La 6e édition du Prix Art Humanité a eu lieu jeudi 15 octobre à Genève, en Suisse. Tristan Bartolini est le lauréat du prix du jury grâce à son travail nommé « L’inclusif-ve ». Il a en effet inventé plus de 40 nouveaux caractères d’écriture permettant d’allier les terminaisons masculine et féminine et ainsi mettre fin aux mots genrés.

L’alphabet et la grammaire française manquent d’inclusivité. Nous le savons depuis des années déjà. Outre les règles d’orthographe qui nous limitent, nous avons aussi appris que « le masculin l’emporte sur le féminin » pour accorder. Une petite phrase qui a pourtant le don d’en agacer plus d’une. Surtout qu’elle n’a pas de véritable logique. C’est pourquoi l’écriture inclusive, ou la règle du féminin neutre comme nous l’appliquons chez Meufer, sont de plus en plus répandues. Mais il n’est pas toujours simple d’accorder des mots en inclusif. Entre les points médians, les points bas, les tirets, et j’en passe, il est facile de s’y perdre.
Tristan Bartolini, étudiant à la Haute école d’art et de design de Genève (HEAD-Genève), a fait le même constat. Soucieux de la représentation de l’ensemble du spectre du genre dans l’alphabet, il a conçu dans le cadre de son diplôme un projet permettant d’allier inclusivité et lisibilité : « L’inclusif-ve ».
L’idée m’est tombée du ciel. Il y avait beaucoup de débats autour de l’écriture épicène [autre nom pour l’écriture inclusive, ndlr]. Elle devenait de plus en plus fréquente dans les documents administratifs, les publicités. Je me suis dit que ce n’était pas qu’une affaire de linguistes, que l’on pouvait amener des solutions graphiques
explique-t-il dans La Tribune de Genève.
Ouvrir notre langue aux mots non genrés
Au total, il a inventé plus de 40 caractères typographiques non genrés. Fini donc les « toustes », les « le/la », les « amoureux.euses » etc. Grâce à son nouveau système, le « e » et le « a » s’enlacent pour ne former qu’un. Tout comme le « x » et le « s ». Et ainsi de suite. Avec de simples traits et des ligatures, Tristan Bartolini ouvre donc notre langue à une multitude de mots non genrés. Permettant ainsi à chacune de ne plus se sentir exclue car toute notion de genre disparaît pour laisser place à ce qui est réellement important : la signification des mots.
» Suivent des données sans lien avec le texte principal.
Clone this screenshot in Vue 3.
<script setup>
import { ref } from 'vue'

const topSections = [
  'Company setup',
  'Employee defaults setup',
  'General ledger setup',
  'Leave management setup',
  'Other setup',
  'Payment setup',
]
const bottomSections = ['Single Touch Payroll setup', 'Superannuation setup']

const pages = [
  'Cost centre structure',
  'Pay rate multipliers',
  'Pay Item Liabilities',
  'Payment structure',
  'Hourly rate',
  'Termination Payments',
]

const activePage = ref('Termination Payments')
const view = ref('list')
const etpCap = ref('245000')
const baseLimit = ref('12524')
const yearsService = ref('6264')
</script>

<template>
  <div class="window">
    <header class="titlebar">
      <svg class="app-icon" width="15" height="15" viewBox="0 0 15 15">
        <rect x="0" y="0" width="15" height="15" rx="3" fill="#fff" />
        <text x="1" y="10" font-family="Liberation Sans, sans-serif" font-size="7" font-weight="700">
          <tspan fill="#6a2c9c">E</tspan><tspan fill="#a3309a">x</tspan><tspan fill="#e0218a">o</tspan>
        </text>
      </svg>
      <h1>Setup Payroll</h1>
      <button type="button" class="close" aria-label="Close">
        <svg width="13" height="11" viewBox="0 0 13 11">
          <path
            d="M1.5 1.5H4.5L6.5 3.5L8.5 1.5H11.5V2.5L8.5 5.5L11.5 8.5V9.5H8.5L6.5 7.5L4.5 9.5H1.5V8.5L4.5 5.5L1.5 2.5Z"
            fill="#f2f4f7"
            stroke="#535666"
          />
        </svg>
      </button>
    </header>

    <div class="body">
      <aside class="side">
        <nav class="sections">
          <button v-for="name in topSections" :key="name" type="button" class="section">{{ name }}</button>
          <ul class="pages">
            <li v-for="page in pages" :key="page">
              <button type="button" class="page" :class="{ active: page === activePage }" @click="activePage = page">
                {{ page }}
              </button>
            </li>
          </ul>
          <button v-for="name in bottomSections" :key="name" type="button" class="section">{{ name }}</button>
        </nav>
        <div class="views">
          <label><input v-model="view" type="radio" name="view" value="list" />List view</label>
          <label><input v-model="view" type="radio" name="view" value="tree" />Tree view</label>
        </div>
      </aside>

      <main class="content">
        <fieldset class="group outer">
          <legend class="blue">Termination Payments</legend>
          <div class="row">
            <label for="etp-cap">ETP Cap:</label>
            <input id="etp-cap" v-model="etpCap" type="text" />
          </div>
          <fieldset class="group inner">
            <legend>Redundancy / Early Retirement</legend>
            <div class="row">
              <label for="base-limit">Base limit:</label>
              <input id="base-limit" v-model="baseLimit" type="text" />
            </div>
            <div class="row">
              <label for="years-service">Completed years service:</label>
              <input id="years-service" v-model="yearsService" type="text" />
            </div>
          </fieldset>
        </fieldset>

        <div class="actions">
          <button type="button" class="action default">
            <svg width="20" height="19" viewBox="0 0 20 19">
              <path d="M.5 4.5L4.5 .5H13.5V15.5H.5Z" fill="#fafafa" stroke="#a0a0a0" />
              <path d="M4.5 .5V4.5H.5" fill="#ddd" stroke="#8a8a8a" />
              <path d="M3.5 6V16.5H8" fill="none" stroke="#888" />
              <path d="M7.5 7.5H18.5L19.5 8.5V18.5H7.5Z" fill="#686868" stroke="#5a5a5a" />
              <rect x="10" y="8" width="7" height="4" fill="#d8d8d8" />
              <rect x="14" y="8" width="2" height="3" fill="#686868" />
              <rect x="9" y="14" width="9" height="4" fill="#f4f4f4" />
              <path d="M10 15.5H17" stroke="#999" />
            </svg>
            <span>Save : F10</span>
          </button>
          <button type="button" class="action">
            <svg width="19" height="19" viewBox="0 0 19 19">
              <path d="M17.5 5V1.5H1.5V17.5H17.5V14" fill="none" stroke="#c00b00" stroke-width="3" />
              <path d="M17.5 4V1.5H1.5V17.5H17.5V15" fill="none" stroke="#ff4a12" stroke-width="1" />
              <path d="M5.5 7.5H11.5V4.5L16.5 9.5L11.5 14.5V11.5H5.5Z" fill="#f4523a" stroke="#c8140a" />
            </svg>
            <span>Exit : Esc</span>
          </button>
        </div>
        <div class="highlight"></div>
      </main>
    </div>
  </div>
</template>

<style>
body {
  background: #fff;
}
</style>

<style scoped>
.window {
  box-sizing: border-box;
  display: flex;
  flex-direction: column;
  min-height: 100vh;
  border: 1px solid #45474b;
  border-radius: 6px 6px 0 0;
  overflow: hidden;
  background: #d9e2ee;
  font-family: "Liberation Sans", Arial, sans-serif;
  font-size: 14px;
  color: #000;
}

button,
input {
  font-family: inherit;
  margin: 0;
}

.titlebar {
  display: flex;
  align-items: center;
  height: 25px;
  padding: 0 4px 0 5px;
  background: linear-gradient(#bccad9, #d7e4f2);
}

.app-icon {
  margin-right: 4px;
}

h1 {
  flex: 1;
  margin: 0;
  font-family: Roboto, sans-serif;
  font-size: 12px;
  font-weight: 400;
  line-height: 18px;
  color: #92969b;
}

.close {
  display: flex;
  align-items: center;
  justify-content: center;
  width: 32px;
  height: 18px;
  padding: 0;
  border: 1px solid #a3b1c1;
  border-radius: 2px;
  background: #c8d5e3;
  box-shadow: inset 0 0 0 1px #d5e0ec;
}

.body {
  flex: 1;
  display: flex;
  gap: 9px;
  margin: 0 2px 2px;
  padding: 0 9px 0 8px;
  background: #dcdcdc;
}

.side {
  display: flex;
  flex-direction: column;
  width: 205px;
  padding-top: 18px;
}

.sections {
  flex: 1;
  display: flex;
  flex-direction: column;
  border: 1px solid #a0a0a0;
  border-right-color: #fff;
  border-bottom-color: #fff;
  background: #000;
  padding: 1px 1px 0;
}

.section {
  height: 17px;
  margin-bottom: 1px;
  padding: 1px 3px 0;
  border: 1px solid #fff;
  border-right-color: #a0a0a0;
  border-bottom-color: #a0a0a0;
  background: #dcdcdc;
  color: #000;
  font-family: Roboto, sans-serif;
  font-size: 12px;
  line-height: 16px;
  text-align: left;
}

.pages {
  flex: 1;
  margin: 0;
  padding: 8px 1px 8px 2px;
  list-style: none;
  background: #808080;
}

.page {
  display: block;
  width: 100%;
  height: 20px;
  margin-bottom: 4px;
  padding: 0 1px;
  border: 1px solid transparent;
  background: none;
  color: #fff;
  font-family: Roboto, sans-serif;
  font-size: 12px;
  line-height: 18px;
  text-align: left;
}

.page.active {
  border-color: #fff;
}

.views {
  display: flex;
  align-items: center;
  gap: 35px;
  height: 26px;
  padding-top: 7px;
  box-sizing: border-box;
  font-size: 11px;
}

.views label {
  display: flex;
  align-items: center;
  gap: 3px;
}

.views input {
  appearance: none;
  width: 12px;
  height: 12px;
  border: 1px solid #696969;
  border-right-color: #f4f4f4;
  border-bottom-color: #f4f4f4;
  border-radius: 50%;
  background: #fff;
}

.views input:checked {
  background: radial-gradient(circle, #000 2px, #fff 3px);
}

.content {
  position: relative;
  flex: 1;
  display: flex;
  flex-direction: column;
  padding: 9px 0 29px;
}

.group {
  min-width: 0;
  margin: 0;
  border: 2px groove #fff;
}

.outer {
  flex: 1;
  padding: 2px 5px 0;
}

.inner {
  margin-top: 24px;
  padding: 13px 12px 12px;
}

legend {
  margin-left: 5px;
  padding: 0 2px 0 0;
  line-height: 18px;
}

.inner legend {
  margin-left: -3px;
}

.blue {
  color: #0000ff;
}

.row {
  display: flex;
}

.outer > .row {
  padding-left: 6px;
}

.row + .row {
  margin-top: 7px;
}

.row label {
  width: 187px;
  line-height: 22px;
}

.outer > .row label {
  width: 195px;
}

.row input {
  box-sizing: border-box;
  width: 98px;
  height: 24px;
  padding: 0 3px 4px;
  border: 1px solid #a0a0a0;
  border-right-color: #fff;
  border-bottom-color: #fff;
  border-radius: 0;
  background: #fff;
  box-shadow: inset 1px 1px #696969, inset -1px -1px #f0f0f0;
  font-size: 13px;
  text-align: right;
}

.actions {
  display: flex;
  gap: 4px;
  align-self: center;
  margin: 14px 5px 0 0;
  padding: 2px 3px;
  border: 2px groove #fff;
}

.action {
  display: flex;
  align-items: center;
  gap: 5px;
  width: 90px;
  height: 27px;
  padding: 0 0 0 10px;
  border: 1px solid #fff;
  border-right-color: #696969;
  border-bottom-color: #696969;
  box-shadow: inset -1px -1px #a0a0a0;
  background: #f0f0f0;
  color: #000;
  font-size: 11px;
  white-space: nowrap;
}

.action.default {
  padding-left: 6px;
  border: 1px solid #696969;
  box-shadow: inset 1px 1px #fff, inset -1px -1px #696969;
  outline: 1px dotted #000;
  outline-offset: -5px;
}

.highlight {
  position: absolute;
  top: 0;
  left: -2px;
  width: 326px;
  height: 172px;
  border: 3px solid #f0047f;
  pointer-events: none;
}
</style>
Mais pour en arriver à ce résultat, il a fallu à Tristan Bartolini de nombreux mois de réflexions. D’autant que son maître mot était la visibilité : « Je voulais des caractères évidents, pratiques, faciles d’utilisation. J’ai opéré d’interminables allers-retours, en poussant l’expérimentation au plus complexe pour souvent revenir au plus simple », détaille le jeune homme au journal suisse.
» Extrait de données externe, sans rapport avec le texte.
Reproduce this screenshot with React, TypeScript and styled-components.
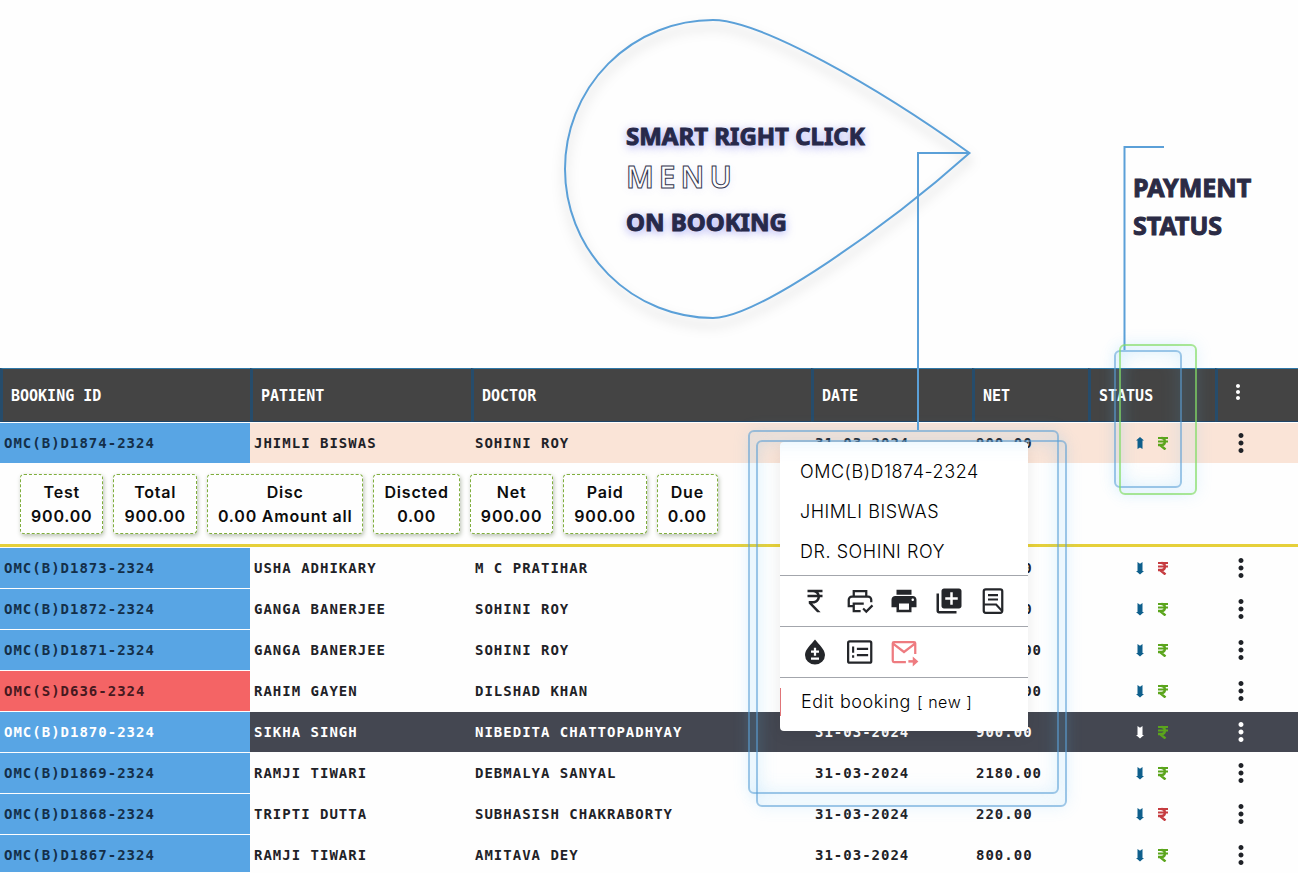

Ne pas laisser notre alphabet limiter une nécessaire inclusivité
Sa réalisation lui a valu d’être l’heureux gagnant du prix Humanité 2020 lors de la cérémonie officielle qui s’est déroulée le 15 octobre dernier, au campus de la HEAD-Genève. Créé en 2015 par la Croix Rouge genevoise, le Comité international de la Croix Rouge et la HEAD-Genève, ce prix, doté de 5000 francs, est ouvert aux étudiantes ayant accompli au moins quatre semestres à la HEAD-Genève ainsi qu’aux titulaires d’un Bachelor ou Master datant de moins de cinq ans. Il récompense un projet qui allie élan artistique et engagement humanitaire, le tout avec sensibilité et succès.
Son alphabet capable d’exprimer tout le spectre du genre, Tristan Bartolini espère qu’il sera utilisé dans de nombreux secteurs. Car pour lui, il est important que tout le monde puisse s’identifier dans les mots. « Avec l’inclusif-ve, il nous est ainsi permis de se définir en tant que père, fils, parrain mais surtout en tant que femme. J’aimerais que ce projet ne soit qu’un début. Ce système de caractères peut s’adapter à d’autres polices d’écritures. J’ai simplement créé un outil de communication. D’autres pourraient l’utiliser pour faire passer un message », raconte le jeune typographe au quotidien suisse.
Certaines pourront rétorquer qu’il nous est impossible d’écrire ou même de prononcer ces nouveaux mots non genrés avec notre seul alphabet latin et ses 26 lettres. Et elles auraient raison. Pour autant, cela ne doit pas nous limiter dans notre volonté d’aller vers une société plus inclusive. Et ça, Tristan Bartolini l’a bien compris.